FREE SPEECH The Ninth U.S. Circuit Court of Appeals ruled yesterday that complaints by two San Bernardino police officers about their supervisors’ conduct toward them were not protected by the First Amendment, reports Kenneth Ofgang for the Metropolitan News-Enterprise in Los Angeles.

In Desrochers v. City of San Bernardino, Ofgang notes, "Judge Diarmuid F. O’Scannlain, writing for a divided panel that affirmed a judgment in favor of the city of San Bernardino, said the dispute was an intradepartmental matter and not a subject of public concern."

Judge Pamela Ann Rymer agreed, while dissenting Judge Kim M. Wardlaw argued that matters involving “the performance, functioning, and mismanagement of government agencies” may implicate employee free speech rights.

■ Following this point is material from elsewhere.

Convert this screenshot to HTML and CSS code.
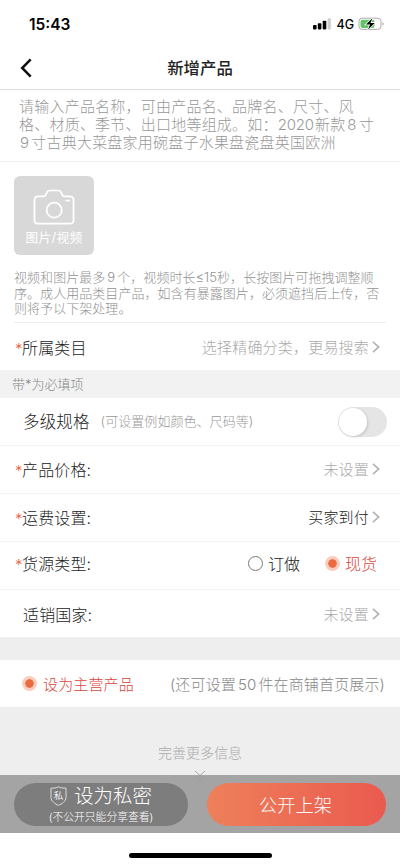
FILE: index.html
```html
<!DOCTYPE html>
<html lang="zh-CN">

<head>
    <meta charset="UTF-8">
    <meta name="viewport" content="width=device-width, initial-scale=1.0">
    <title>新增产品</title>
    <link rel="stylesheet" href="styles.css">
</head>

<body>
    <div class="page">
        <!-- Status bar -->
        <div class="status">
            <span class="time">15:43</span>
            <div class="status-icons">
                <svg width="18" height="12" viewBox="0 0 18 12">
                    <rect x="0" y="7" width="3.6" height="4.4" rx="0.8" />
                    <rect x="4.8" y="5.3" width="3.6" height="6.1" rx="0.8" />
                    <rect x="9.7" y="2.8" width="3.6" height="8.6" rx="0.8" />
                    <rect x="14.6" y="0.3" width="3.2" height="11.1" rx="0.8" fill="#ccc" />
                </svg>
                <span class="network">4G</span>
                <svg width="27" height="14" viewBox="0 0 27 14">
                    <rect x="1" y="1.2" width="22" height="11.2" rx="3.2" fill="#fff" stroke="#aaa" />
                    <rect x="2.5" y="2.7" width="14" height="8.2" rx="1.8" fill="#62c466" />
                    <path d="M24.5 5v3.8c1.6-.5 1.6-3.3 0-3.8z" fill="#aaa" />
                    <path d="M14.6 1 8 7.4h4.1l-2.2 5.4 6.8-6.9h-4.2z" stroke="#fff" stroke-width="1.6" paint-order="stroke" />
                </svg>
            </div>
        </div>

        <!-- Header -->
        <div class="header">
            <svg class="back" width="12" height="20" viewBox="0 0 12 20">
                <path d="M10.7 1.4 2.2 10l8.5 8.6" fill="none" stroke="#111" stroke-width="2.5" />
            </svg>
            <h1>新增产品</h1>
        </div>

        <!-- Name -->
        <div class="name">请输入产品名称，可由产品名、品牌名、尺寸、风<br>格、材质、季节、出口地等组成。如：<span class="year">2020</span>新款<span class="num">8</span>寸<br><span class="num first">9</span>寸古典大菜盘家用碗盘子水果盘瓷盘英国欧洲</div>

        <!-- Photos -->
        <div class="photos">
            <div class="upload">
                <svg width="42" height="36" viewBox="0 0 40 36" preserveAspectRatio="none">
                    <path d="M5 7.4h5.2c1.1 0 1.6-.6 2.1-1.8l.9-2.2c.5-1.2 1.2-1.9 2.7-1.9h8.2c1.5 0 2.2.7 2.7 1.900l.9 2.200c.5 1.200 1 1.800 2.100 1.800H35c2.200 0 3.600 1.400 3.600 3.600v20.200c0 2.200-1.400 3.500-3.600 3.500H5c-2.200 0-3.600-1.300-3.600-3.500V11c0-2.200 1.400-3.600 3.600-3.600z" />
                    <ellipse cx="20.2" cy="21.2" rx="7.200" ry="7.500" />
                    <path d="M31.500 11.600h3" />
                </svg>
                <span>图片/视频</span>
            </div>
            <p>视频和图片最多<span class="num">9</span>个，视频时长<span class="le">≤15</span>秒，长按图片可拖拽调整顺<br>序。成人用品类目产品，如含有暴露图片，必须遮挡后上传，否<br>则将予以下架处理。</p>
        </div>

        <div class="row category">
            <span class="label"><i>*</i>所属类目</span>
            <span class="value">选择精确分类，更易搜索</span>
            <svg class="arrow" width="8" height="12" viewBox="0 0 8 12"><path d="M1 .8 6.7 6 1 11.2" /></svg>
        </div>

        <div class="tip">带*为必填项</div>

        <!-- Options -->
        <div class="row">
            <span class="label indent spec">多级规格</span>
            <span class="note">(可设置例如颜色、尺码等)</span>
            <div class="switch"></div>
        </div>
        <div class="row">
            <span class="label"><i>*</i>产品价格:</span>
            <span class="value">未设置</span>
            <svg class="arrow" width="8" height="12" viewBox="0 0 8 12"><path d="M1 .8 6.7 6 1 11.2" /></svg>
        </div>
        <div class="row">
            <span class="label"><i>*</i>运费设置:</span>
            <span class="value dark">买家到付</span>
            <svg class="arrow" width="8" height="12" viewBox="0 0 8 12"><path d="M1 .8 6.7 6 1 11.2" /></svg>
        </div>
        <div class="row source">
            <span class="label"><i>*</i>货源类型:</span>
            <div class="choices">
                <span class="radio"></span>
                <span class="choice">订做</span>
                <span class="radio on"></span>
                <span class="choice red">现货</span>
            </div>
        </div>
        <div class="row last">
            <span class="label indent">适销国家:</span>
            <span class="value">未设置</span>
            <svg class="arrow" width="8" height="12" viewBox="0 0 8 12"><path d="M1 .8 6.7 6 1 11.2" /></svg>
        </div>

        <!-- Main product -->
        <div class="main-product">
            <span class="radio on"></span>
            <span class="main-label">设为主营产品</span>
            <span class="main-note">(还可设置<span class="num">50</span>件在商铺首页展示)</span>
        </div>

        <div class="more">
            <span>完善更多信息</span>
            <svg class="more-arrow" width="12" height="12" viewBox="0 0 12 12">
                <path d="M1 1l5 4.5L11 1M1 5.5 6 10l5-4.5" />
            </svg>
        </div>

        <!-- Bottom buttons -->
        <div class="actions">
            <div class="button private">
                <div class="private-title">
                    <svg width="17" height="20" viewBox="0 0 17 20">
                        <path d="M8.5.8C6.5 2 3.4 2.3 1 2v9.500c0 3.800 4 6.400 7.500 7.800 3.500-1.400 7.500-4 7.500-7.800V2C13.600 2.300 10.500 2 8.500.8z" fill="none" stroke="#ddd" />
                        <text class="shield-text" x="8.5" y="12.800">私</text>
                    </svg>
                    <span>设为私密</span>
                </div>
                <small>(不公开只能分享查看)</small>
            </div>
            <div class="button publish">公开上架</div>
        </div>
        <div class="home"><div class="home-bar"></div></div>
    </div>
</body>

</html>
```

FILE: styles.css
```css
* {
    box-sizing: border-box;
}

body {
    margin: 0;
    font-family: Inter, "Noto Sans CJK SC", sans-serif;
    font-weight: 300;
    color: #222;
}

.page {
    width: 400px;
    height: 866px;
    overflow: hidden;
    display: flex;
    flex-direction: column;
    white-space: nowrap;
    background: #eee;
}

.page > div {
    flex-shrink: 0;
}

.status {
    height: 46px;
    padding: 2px 16px 0 29px;
    display: flex;
    align-items: center;
    justify-content: space-between;
    background: #fff;
}

.time {
    font-size: 15.5px;
    font-weight: 600;
    color: #000;
}

.status-icons {
    display: flex;
    align-items: center;
    margin-right: -1px;
}

.network {
    font-size: 12.5px;
    font-weight: 500;
    color: #000;
    margin: 0 4px 0 5px;
}

.header {
    height: 44px;
    border-bottom: 1px solid #ddd;
    display: flex;
    align-items: center;
    padding-left: 20px;
    background: #fff;
}

h1 {
    flex: 1;
    margin: -2px 32px 0 0;
    text-align: center;
    font-size: 16.4px;
    font-weight: 500;
    color: #222;
}

.name {
    height: 72px;
    padding: 8px 0 0 19px;
    border-bottom: 1px solid #eee;
    font-size: 15px;
    letter-spacing: 0.22px;
    line-height: 18px;
    color: #999;
    background: #fff;
}

.num {
    margin: 0 2px;
}

.num.first {
    margin-left: 1px;
}

.year {
    letter-spacing: -0.2px;
    margin-right: 1px;
}

.photos {
    height: 161px;
    padding: 14px 14px 0;
    background: #fff;
}

.upload {
    width: 80px;
    height: 79px;
    border-radius: 6px;
    background: #d8d8d8;
    display: flex;
    flex-direction: column;
    align-items: center;
    padding-top: 13px;
    font-size: 12.8px;
    font-weight: 400;
    letter-spacing: 0.2px;
    color: #fff;
}

.upload span {
    line-height: 18px;
    margin-top: 4px;
}

.upload svg {
    flex-shrink: 0;
    fill: none;
    stroke: #fff;
    stroke-width: 1.7;
    stroke-linecap: round;
}

.photos p {
    height: 53px;
    margin: 15px 0 0;
    border-bottom: 1px solid #eee;
    font-size: 13px;
    letter-spacing: 0.05px;
    line-height: 15.5px;
    color: #929292;
}

.row {
    height: 48px;
    border-bottom: 1px solid #f2f2f2;
    padding: 0 20px 2px 15px;
    display: flex;
    align-items: center;
    background: #fff;
}

.category {
    height: 47px;
    border: none;
    padding-bottom: 0;
}

.label {
    font-size: 16px;
    letter-spacing: 0.15px;
}

.label i {
    display: inline-block;
    width: 7px;
    font-size: 15px;
    font-style: normal;
    line-height: 15px;
    color: #e8613c;
}

.indent {
    margin-left: 8px;
}

.spec {
    font-size: 16.5px;
}

.value {
    margin-left: auto;
    font-size: 15px;
    letter-spacing: 0.2px;
    color: #aaa;
}

.value.dark {
    color: #222;
}

.arrow {
    margin-left: 3px;
    fill: none;
    stroke: #b5b5b5;
    stroke-width: 1.7;
}

.tip {
    height: 28px;
    line-height: 28px;
    padding-left: 12px;
    background: #f2f2f2;
    font-size: 13px;
    color: #888;
}

.note {
    margin-left: 11px;
    font-size: 13px;
    letter-spacing: 0.05px;
    color: #999;
}

.switch {
    width: 49px;
    height: 30px;
    margin: 2px -7px 0 auto;
    padding: 1px;
    border-radius: 15px;
    background: #e5e5e5;
}

.switch::before {
    content: "";
    display: block;
    width: 28px;
    height: 28px;
    border-radius: 50%;
    background: #fff;
    box-shadow: 1px 1px 3px rgba(0, 0, 0, 0.15);
}

.source {
    padding-bottom: 5px;
}

.choices {
    display: flex;
    align-items: center;
    margin-left: auto;
    margin-right: 3px;
}

.radio {
    width: 15px;
    height: 15px;
    border: 1px solid #777;
    border-radius: 50%;
}

.radio.on {
    border: 3px solid #fbcdbd;
    background: #ec6a42;
    background-clip: padding-box;
}

.choice {
    font-size: 16px;
    margin-left: 5px;
}

.choice + .radio {
    margin-left: 25px;
}

.red {
    color: #d9443c;
}

.last {
    height: 47px;
    border: none;
    padding-bottom: 0;
}

.main-product {
    height: 47px;
    margin-top: 23px;
    padding: 0 15px 0 22px;
    display: flex;
    align-items: center;
    background: #fff;
    font-size: 15px;
    letter-spacing: 0.15px;
}

.main-label {
    margin-left: 6px;
    color: #d9443c;
}

.main-note {
    margin-left: auto;
    color: #888;
}

/* the arrow runs over the edge of the bottom bar */
.more {
    height: 68px;
    padding-top: 36px;
    display: flex;
    flex-direction: column;
    align-items: center;
    font-size: 14px;
    line-height: 20px;
    color: #aaa;
    position: relative;
    z-index: 1;
}

.more-arrow {
    margin-top: 7px;
    flex-shrink: 0;
    fill: none;
    stroke: #999;
    stroke-width: 0.8;
}

.actions {
    height: 58px;
    padding: 0 14px;
    display: flex;
    align-items: center;
    justify-content: space-between;
    background: #a4a4a4;
}

.button {
    height: 43px;
    border-radius: 22px;
    color: #fff;
    display: flex;
    align-items: center;
    justify-content: center;
}

.private {
    width: 174px;
    flex-direction: column;
    background: #7d7d7d;
}

.private-title {
    display: flex;
    align-items: center;
    gap: 7px;
    font-size: 19.4px;
    line-height: 24px;
}

.private small {
    font-size: 10.8px;
    line-height: 15px;
    margin-top: 2px;
}

.shield-text {
    font-size: 9.5px;
    font-weight: 400;
    text-anchor: middle;
    fill: #eee;
}

.publish {
    width: 179px;
    padding-right: 2px;
    font-size: 18.2px;
    background: linear-gradient(to right, #ee805a, #ea5a4f);
}

.home {
    flex: 1;
    background: #fff;
    padding-top: 20px;
}

.home-bar {
    width: 143px;
    height: 5px;
    margin: 0 auto;
    border-radius: 3px;
    background: #000;
}
```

The plaintiffs in the case, Michael Desrochers and Steve Lowes, are among four SBPD sergeants who filed an internal grievance against a lieutenant in April 2006. While the other two accepted an informal resolution, Desrochers and Lowes formally accused their superior of criticizing them in front of others and acting unprofessionally in other ways, including placing the department in a negative light by making critical comments in meetings with officers from other agencies.

The pair claimed that it was in retaliation for that grievance that Desrochers was transferred over his objection from the Homicide Unit that he had headed to the Robbery Unit, and that Lownes was suspended for two weeks. They also claimed that then-Chief Michael Billdt and the assistant chief failed to take appropriate corrective action in response to their grievance.

Billdt retired earlier this year, following a plebiscite in which three-quarters of the officers indicated a lack of confidence in his leadership, and was replaced by former Bell Gardens Chief Keith Kilmer.

The city contended that Descrochers was transferred because he botched a murder probe, and that Lowes disobeyed orders and endangered a suspect in custody. The city also contended that their grievance was a matter of personal interest, rather than public concern, and thus did not implicate public employee free speech rights under Connick v. Myers (1983)  461 U.S. 138.

Connick held that the New Orleans district attorney did not violate the First Amendment by firing an assistant for circulating a questionnaire that solicited criticism of office personnel and policies.

U.S. District Judge Virginia Phillips of the Central District of California found that there were no issues of public concern involved, granted summary judgment on the free speech claim under 42 U.S.C. Sec. 1983, and declined to hear the plaintiffs’ state law claims.

O’Scannlain said the district judge was correct. He said he was “not persuaded” by the officers’ claim that they were concerned with the “competency,” “preparedness,” “efficiency,” and “morale” of the department.